One stick reading can be a lucky hit or a bad miss. Spread 3–5 quick checks around the area for total depth. Average them. You will filter out small drifts and scoured spots.

Clearing The Board Too Late

Snow settles fast. If you record new snow only once at the end of a long event, compaction hides part of the total. Periodic board clears during the storm keep numbers honest.

Mixing Units

Pick one system for the season. If you use inches, stay with inches for depth and liquid. If you use centimeters and millimeters, keep them paired. Unit swaps raise errors in reports.

Measuring On Decks Or Paved Spots

Decks and driveways warm and cool faster than grass, which changes settling and melt. Set boards on natural ground whenever possible. If you must use a deck in a pinch, use a white board and note the site in your log.
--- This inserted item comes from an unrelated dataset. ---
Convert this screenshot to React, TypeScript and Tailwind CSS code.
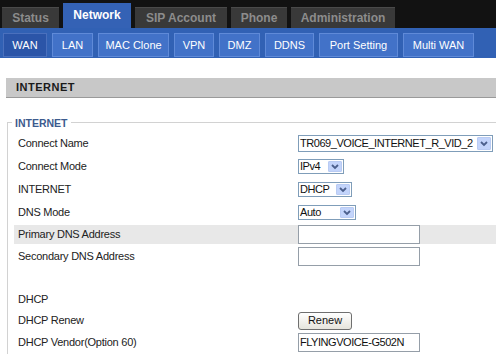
import React from "react";

const topTabs = [
  { label: "Status", w: "w-[57px]", active: false },
  { label: "Network", w: "w-[68px]", active: true },
  { label: "SIP Account", w: "w-[92px]", active: false },
  { label: "Phone", w: "w-[56px]", active: false },
  { label: "Administration", w: "w-[104px]", active: false },
];

const subTabs = [
  { label: "WAN", w: "w-[44px]", active: true },
  { label: "LAN", w: "w-[41px]", active: false },
  { label: "MAC Clone", w: "w-[71px]", active: false },
  { label: "VPN", w: "w-[40px]", active: false },
  { label: "DMZ", w: "w-[41px]", active: false },
  { label: "DDNS", w: "w-[49px]", active: false },
  { label: "Port Setting", w: "w-[79px]", active: false },
  { label: "Multi WAN", w: "w-[71px]", active: false },
];

function Arrow({ h }: { h: string }) {
  return (
    <span
      className={`flex ${h} w-[14px] mr-[1px] shrink-0 items-center justify-center rounded-[1px] border border-[#b9cbf3] bg-[#c3d4fb]`}
    >
      <svg width="8" height="6" viewBox="0 0 8 6">
        <path d="M1 1 L4 4 L7 1" fill="none" stroke="#4b5f8c" strokeWidth="1.8" />
      </svg>
    </span>
  );
}

function Sel({ text, w, h, ah }: { text: string; w: string; h: string; ah: string }) {
  return (
    <div className={`flex ${w} ${h} items-center border border-[#7f9db9] bg-white`}>
      <span className="flex-1 overflow-hidden whitespace-nowrap pl-[1px] text-[11px] leading-none tracking-[-0.45px] text-[#111]">
        {text}
      </span>
      <Arrow h={ah} />
    </div>
  );
}

function Input({ value }: { value?: string }) {
  return (
    <div className="flex h-[19px] w-[122px] items-center border border-[#959ea8] bg-white pl-[1px] text-[11px] leading-none tracking-[-0.45px] text-[#111]">
      {value}
    </div>
  );
}

function Row({
  label,
  h,
  gray,
  children,
  extra,
}: {
  label: string;
  h: string;
  gray?: boolean;
  children?: React.ReactNode;
  extra?: string;
}) {
  return (
    <div className={`flex ${h} items-center ${gray ? "bg-[#e8e8e8]" : ""} ${extra ?? ""}`}>
      <div className="w-[284px] shrink-0 pl-[4px] text-[11px] leading-none tracking-[-0.25px] text-[#222]">
        {label}
      </div>
      <div className="flex items-center">{children}</div>
    </div>
  );
}

export default function App() {
  return (
    <div className="relative h-[355px] w-[496px] overflow-hidden bg-white font-['Liberation_Sans',Arial,sans-serif]">
      {/* top tabs */}
      <div className="flex h-[28px] items-end gap-[4px] bg-[#121212] pl-[2px]">
        {topTabs.map((t) =>
          t.active ? (
            <div
              key={t.label}
              className={`flex h-[25px] ${t.w} items-center justify-center bg-[#3462b5] pb-[1px] text-[12px] font-bold text-white`}
            >
              {t.label}
            </div>
          ) : (
            <div
              key={t.label}
              className={`flex h-[21px] ${t.w} items-center justify-center border-t border-[#4a4a4a] bg-[#393939] text-[12px] font-bold text-[#8c8c8c]`}
            >
              {t.label}
            </div>
          )
        )}
      </div>
      {/* sub tabs */}
      <div className="flex h-[30px] items-start gap-[5px] bg-[#3161b4] pl-[3px] pt-[5px]">
        {subTabs.map((t) => (
          <div
            key={t.label}
            className={`flex h-[24px] ${t.w} items-center justify-center border text-[11px] text-white ${
              t.active ? "border-[#4a70bd] bg-[#2b55a8]" : "border-[#5f8ad8] bg-[#4272c8]"
            }`}
          >
            {t.label}
          </div>
        ))}
      </div>
      {/* header bar */}
      <div className="ml-[6px] mt-[20px] flex h-[20px] items-center border-b border-[#9a9a9a] bg-[#c8c8c8] pl-[10px] text-[11px] font-bold tracking-[0.5px] text-[#1a1a1a]">
        INTERNET
      </div>
      {/* fieldset */}
      <div className="relative ml-[7px] mt-[24px] border-l border-t border-[#d2d2d2] pl-[6px] pt-[9px]">
        <span className="absolute left-[4px] top-[-6px] bg-white px-[3px] text-[10.5px] font-bold leading-[12px] text-[#3d5b8e]">
          INTERNET
        </span>
        <Row label="Connect Name" h="h-[23px]">
          <Sel text="TR069_VOICE_INTERNET_R_VID_2" w="w-[195px]" h="h-[17px]" ah="h-[13px]" />
        </Row>
        <Row label="Connect Mode" h="h-[23px]">
          <Sel text="IPv4" w="w-[46px]" h="h-[15px]" ah="h-[11px]" />
        </Row>
        <Row label="INTERNET" h="h-[23px]">
          <Sel text="DHCP" w="w-[54px]" h="h-[15px]" ah="h-[11px]" />
        </Row>
        <Row label="DNS Mode" h="h-[23px]">
          <Sel text="Auto" w="w-[58px]" h="h-[15px]" ah="h-[11px]" />
        </Row>
        <Row label="Primary DNS Address" h="h-[19px]" gray extra="mt-[1px] mb-[1px]">
          <Input />
        </Row>
        <Row label="Secondary DNS Address" h="h-[23px]">
          <Input />
        </Row>
        <div className="h-[21px]" />
        <Row label="DHCP" h="h-[21px]" />
        <Row label="DHCP Renew" h="h-[21px]">
          <button className="flex h-[18px] w-[54px] items-center justify-center rounded-[3px] border border-[#6f6f6f] bg-gradient-to-b from-white to-[#e6e4dc] text-[11px] leading-none text-[#111]">
            Renew
          </button>
        </Row>
        <Row label="DHCP Vendor(Option 60)" h="h-[23px]">
          <Input value="FLYINGVOICE-G502N" />
        </Row>
      </div>
    </div>
  );
}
How Pros Report A Big Storm

During a major event, trained observers log several cycles: each new snowfall since the last reading, the cumulative storm total, the total depth on the ground, and one or more SWE samples. They include notes on strong wind, mixed precipitation, or sleet that can compact the board. Many offices gather public reports and cross-check them with radar and station data before posting a storm summary.

When You Need Precision

Road crews, ski patrol, and hydrology teams often need high precision. Combine steps: siting, frequent board clears, multiple depth points, and melt-and-measure SWE. Calibrate ultrasonic sensors at the start of the season by measuring the snow-free reference distance, then check midwinter with a manual depth nearby. Document each method and keep the same routine all season.

Trusted References And Where To Learn More

You can study official method details on the National Weather Service’s snowfall measurement page. For mountain SWE and depth networks, see the SNOTEL tools that describe snow pillows and automated reporting on the snow water equivalent products.

The Phrase You Searched

How is snow accumulation measured? In short, with two paired numbers: depth from a board or stake and water content from a melt sample or pillow. That pairing beats a single depth reading in nearly every storm type.